If you are near Majorca I can recommend a good man - Keith Pinder at Balaire.
 
on my rodman38,the air con works well for about an hour them stops.The fan motor is free running but the actual motor gets very hot, is this normal? give it half an hour then all is well again, Any ideas forum friends?

I had this exact same problem with my air con when it was first installed 18 months ago. It was a defective raw water circulation pump. The installers didn't believe me so they came and sat on the boat for an hour and hey presto! it stopped. It was red hot. They went back to their supplier who confirmed they'd had a batch of faulty pumps. I'm afraid I don't know what make the pump is, it has a dark red body, if that's any help?

Cheers
Jimmy
 
I'm with Jimmy on this one
Poor water flow

All our A/C units failed on HP cutout when we were in Valencia last year.
I opened the sea water strainer and found a plastic disposable glove inside the strainer.
Confident that I had found the problem, I restarted the system
Still a problem - No 1 son insisted that he should look under the boat - "waste of time I said"
He still insisted on diving under and when he emerged he produced a supermarket shopping bag that had been blocking the A/C raw water inlet.
Not had a problem since - in fact I'm sitting inside a nice cool boat in the Med typing this
 
The op really needs to say ac make and what is getting hot. Also how old is the kit. I have dometic marineair units. Both 7 years old and I have just replaced both fans with new. One was noisy and the other would sometimes fail to start.

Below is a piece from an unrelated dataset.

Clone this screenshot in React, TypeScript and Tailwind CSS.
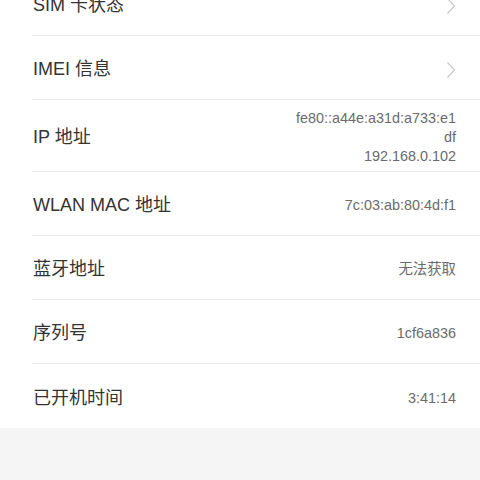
import React from 'react'

type Row = {
  label: string
  value?: string[]
  arrow?: boolean
}

const rows: Row[] = [
  { label: 'SIM 卡状态', arrow: true },
  { label: 'IMEI 信息', arrow: true },
  { label: 'IP 地址', value: ['fe80::a44e:a31d:a733:e1', 'df', '192.168.0.102'] },
  { label: 'WLAN MAC 地址', value: ['7c:03:ab:80:4d:f1'] },
  { label: '蓝牙地址', value: ['无法获取'] },
  { label: '序列号', value: ['1cf6a836'] },
  { label: '已开机时间', value: ['3:41:14'] },
]

function Chevron() {
  return (
    <svg width="10" height="18" viewBox="0 0 10 18" fill="none" className="shrink-0">
      <path d="M1.5 1.5 L8.5 9 L1.5 16.5" stroke="#c4c4c4" strokeWidth="1.1" />
    </svg>
  )
}

export default function App() {
  return (
    <div
      className="w-[480px] h-[480px] overflow-hidden bg-[#f5f5f5]"
      style={{ fontFamily: '"Liberation Sans", "Noto Sans CJK SC", sans-serif' }}
    >
      <div className="bg-white -mt-[28px] pl-[32px]">
        {rows.map((row, i) => (
          <div
            key={row.label}
            className={`flex items-center justify-between pr-[24px] min-h-[64px] pt-[9px] pb-[5px] ${
              i < rows.length - 1 ? 'border-b border-[#ececec]' : ''
            }`}
          >
            <span className="text-[18px] text-[#333333] pl-[1px]">{row.label}</span>
            {row.arrow ? (
              <Chevron />
            ) : (
              <div className="flex flex-col items-end text-[14.4px] leading-[19px] text-[#6b6b6b]">
                {row.value?.map((v) => (
                  <span key={v}>{v}</span>
                ))}
              </div>
            )}
          </div>
        ))}
      </div>
    </div>
  )
}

The fan motor did get very hot. I don't know if this is normal as the new ones are a different design (axial). New ones push a lot more air.
 
I had a similar problem a few days ago. Check the inlet and outlet flow to/from the seawater pump by removing the inlet/outlet pipes. If the flow to the pump from the seacock seems poor, then you possibly have some debris blocking the seacock inlet (which proved to be my problem). If the flow from the pump to the compressor unit is poor or non-existent, then you probably have a failing seawater pump
 
In our marina the water is so silty and full of marin growth that people add bromide tablets to the inlet filters to prevent mollusk build up, plus most big boats have monthly diver cleans to check anodes and clear any through hull fittings of crud. We had to have ours backflushed a couple of times and in the end they ran a descaler fluid (muriatic acid?) through on a continuous loop to/from a 5 gallon tub for an hour or so, that was very effective. You could walk the docks and see that flow from some boats aircon outlets was down to a mere trickle because everybody has their aircon running 24/7 even if they are not on board, just to control humidity and mould growth. Now we are no longer living aboard and now have a smller sailboat with just two aircon units WE switch ours off when we are not on board, that also saves us $40/month in leccy fees.